Finde ich klasse, wie die Autorin das Thema beschreibt. Das Argument „nicht lesbar“ finde ich merkwürdig. So könnte man ja auch sagen „wir lassen nur Frauen wählen“ – dann müssten wir keine Arbeit aufbringen, um die Stimmen der Männer auszuzählen. Genauso „Banane“ das Argument. Nicht lesbar finde ich Beamtendeutsch – gerade Gesetzestexte. Aber das Wort Lehrerin kann auch ein Kind lesen. Keine Ahnung, wo das Problem liegt. meiner Meinung nach im „nicht lesen wollen“. Die Macht geben Menschen ungern ab. Und Sprache hat Macht. Siehe z.B. George Orwell.

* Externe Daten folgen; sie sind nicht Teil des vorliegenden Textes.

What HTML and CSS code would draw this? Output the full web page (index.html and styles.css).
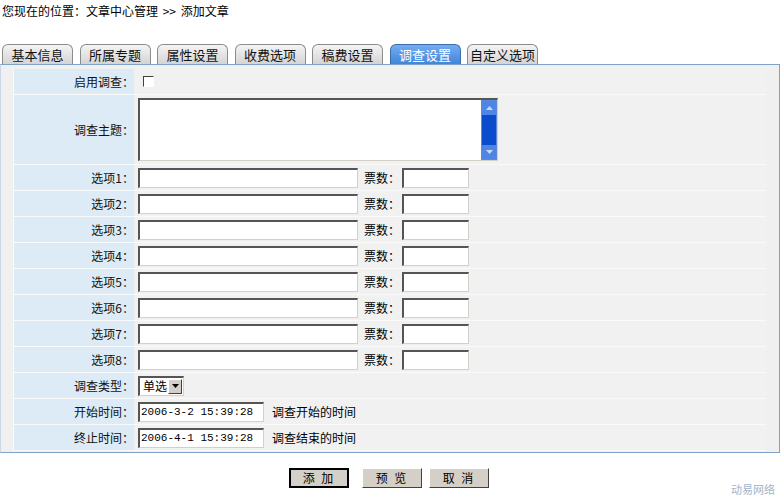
FILE: index.html
```html
<!DOCTYPE html>
<html lang="zh-CN">
<head>
<meta charset="utf-8">
<title>添加文章</title>
<link rel="stylesheet" href="styles.css">
</head>
<body>
<div class="crumb">您现在的位置：文章中心管理 &gt;&gt; 添加文章</div>

<div class="tabs">
  <span class="tab">基本信息</span>
  <span class="tab">所属专题</span>
  <span class="tab">属性设置</span>
  <span class="tab">收费选项</span>
  <span class="tab">稿费设置</span>
  <span class="tab active">调查设置</span>
  <span class="tab">自定义选项</span>
</div>

<div class="panel">
  <div class="form">
    <div class="label">启用调查：</div>
    <div class="value"><span class="check"></span></div>

    <div class="label">调查主题：</div>
    <div class="value">
      <div class="area">
        <div class="scroll">
          <span class="arrow up"><svg width="7" height="4" viewBox="0 0 7 4"><path d="M0 4h7L3.5 0z" fill="#c8dcfa"/></svg></span>
          <span class="arrow down"><svg width="7" height="4" viewBox="0 0 7 4"><path d="M0 0h7L3.5 4z" fill="#c8dcfa"/></svg></span>
        </div>
      </div>
    </div>

    <div class="label">选项1：</div>
    <div class="value"><span class="input opt"></span><span class="votes">票数：</span><span class="input num"></span></div>
    <div class="label">选项2：</div>
    <div class="value"><span class="input opt"></span><span class="votes">票数：</span><span class="input num"></span></div>
    <div class="label">选项3：</div>
    <div class="value"><span class="input opt"></span><span class="votes">票数：</span><span class="input num"></span></div>
    <div class="label">选项4：</div>
    <div class="value"><span class="input opt"></span><span class="votes">票数：</span><span class="input num"></span></div>
    <div class="label">选项5：</div>
    <div class="value"><span class="input opt"></span><span class="votes">票数：</span><span class="input num"></span></div>
    <div class="label">选项6：</div>
    <div class="value"><span class="input opt"></span><span class="votes">票数：</span><span class="input num"></span></div>
    <div class="label">选项7：</div>
    <div class="value"><span class="input opt"></span><span class="votes">票数：</span><span class="input num"></span></div>
    <div class="label">选项8：</div>
    <div class="value"><span class="input opt"></span><span class="votes">票数：</span><span class="input num"></span></div>

    <div class="label">调查类型：</div>
    <div class="value">
      <span class="select">单选<span class="drop"><svg width="7" height="4" viewBox="0 0 7 4"><path d="M0 0h7L3.5 4z" fill="#000"/></svg></span></span>
    </div>

    <div class="label">开始时间：</div>
    <div class="value"><span class="input date">2006-3-2 15:39:28</span><span class="note">调查开始的时间</span></div>

    <div class="label">终止时间：</div>
    <div class="value"><span class="input date">2006-4-1 15:39:28</span><span class="note">调查结束的时间</span></div>
  </div>
</div>

<div class="footer">
  <div class="actions">
    <span class="btn first">添 加</span>
    <span class="btn">预 览</span>
    <span class="btn">取 消</span>
  </div>
  <div class="mark">动易网络</div>
</div>
</body>
</html>
```

FILE: styles.css
```css
* { box-sizing: border-box; }

body {
  margin: 0;
  width: 780px;
  height: 497px;
  overflow: hidden;
  background: #fff;
  font-family: "Noto Sans CJK SC", "Liberation Sans", sans-serif;
  font-size: 12px;
  color: #000;
}

.crumb {
  padding: 3px 0 0 2px;
  height: 44px;
  line-height: 16px;
  word-spacing: 2px;
}

/* tab strip */
.tabs {
  display: flex;
  gap: 6.5px;
  padding-left: 2px;
  height: 20px;
}
.tab {
  width: 71px;
  height: 20px;
  border: 1px solid #8c8c8c;
  border-bottom: none;
  border-radius: 6px 6px 0 0;
  background: linear-gradient(#f4f4f4, #d4d4d4);
  text-align: center;
  line-height: 19px;
  color: #111;
  font-size: 13px;
}
.tab.active {
  background: linear-gradient(#74adf0, #3f86dc);
  border-color: #3a6ea8;
  color: #fff;
}

/* framed panel holding the form */
.panel {
  border: 1px solid #7fa2c8;
  border-left-color: #c8d8e8;
  background: #f0f0f0;
  padding: 4px 13px 0 12px;
  height: 389px;
}

.form {
  display: grid;
  grid-template-columns: 120px 1fr;
  grid-template-rows: 26px 70px repeat(11, 26px);
  border-left: 1px solid #fafafa;
}
.label,
.value {
  border-bottom: 1px solid #fafafa;
  display: flex;
  align-items: center;
}
.label {
  background: #dcebf6;
  justify-content: flex-end;
  padding-right: 0;
  color: #111;
}
.value {
  background: #f1f1f1;
  padding-left: 4px;
}

.check {
  display: inline-block;
  width: 11px;
  height: 11px;
  margin-left: 5px;
  border-top: 1px solid #404040;
  border-left: 1px solid #404040;
  border-right: 1px solid #fff;
  border-bottom: 1px solid #fff;
  background: #fff;
}

/* sunken inputs */
.input,
.area,
.select {
  display: inline-block;
  background: #fff;
  border-top: 2px solid #555;
  border-left: 2px solid #555;
  border-right: 1px solid #d4d0c8;
  border-bottom: 1px solid #d4d0c8;
}
.input { height: 20px; }
.opt { width: 220px; }
.num { width: 67px; }
.votes { margin: 0 2px 0 6px; }
.date {
  width: 126px;
  padding-left: 1px;
  font-family: "Liberation Mono", monospace;
  font-size: 11px;
  line-height: 16px;
}
.note { margin-left: 8px; }

.area {
  position: relative;
  width: 360px;
  height: 63px;
}
.scroll {
  position: absolute;
  right: 0;
  top: 0;
  bottom: 0;
  width: 16px;
  background: #0a4ccc;
  border: 1px solid #5c8ad8;
}
.arrow {
  position: absolute;
  left: 0;
  width: 14px;
  height: 14px;
  background: #4f86e6;
  display: flex;
  align-items: center;
  justify-content: center;
}
.arrow.up { top: 0; }
.arrow.down { bottom: 0; }

.select {
  height: 20px;
  width: 46px;
  padding-left: 3px;
  line-height: 16px;
  position: relative;
}
.drop {
  position: absolute;
  right: 1px;
  top: 1px;
  width: 14px;
  height: 15px;
  background: #d4d0c8;
  border: 1px solid;
  border-color: #fff #404040 #404040 #fff;
  display: flex;
  align-items: center;
  justify-content: center;
}

/* submit row */
.footer {
  position: relative;
  height: 44px;
}
.actions {
  display: flex;
  gap: 13px;
  padding: 15px 0 0 289px;
}
.btn {
  width: 60px;
  height: 20px;
  background: #d4d0c8;
  border: 1px solid;
  border-color: #fff #404040 #404040 #fff;
  text-align: center;
  line-height: 18px;
  letter-spacing: 2px;
}
.btn.first {
  border: 2px solid #000;
  line-height: 16px;
}
.btn:last-child { margin-left: -6px; }

.mark {
  position: absolute;
  right: 5px;
  bottom: 1px;
  color: #9fb4c8;
  font-size: 11px;
  line-height: 14px;
}
```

In diesem Zusammenhang gibt es viele Studien, die zeigen, dass Menschen sich bei einem generischen Maskulinum eben einen Mann vorstellen – auch wenn das nicht beabsichtigt ist. Das können Sie ganz leicht selbst testen: Fragen Sie mal andere Menschen, welche bekannten Schauspieler Ihnen einfallen. Und dann fragen Sie andere Menschen, welche bekannten Schauspielerinnen und Schauspieler Ihnen einfallen. Das Ergebnis wird sich jeweils unterscheiden (das Experiment wurde durchgeführt). Bei der ersten Frage werden mehr männliche Schauspieler genannt. Das heißt doch, dass die Sprache beeinflusst, was wir uns unter bestimmten Bezeichnungen vorstellen. Ich hätte noch weiter Argumente, aber leider keine Zeit, mich hier weiter einzubringen. Viel Spaß bei den Diskussionen!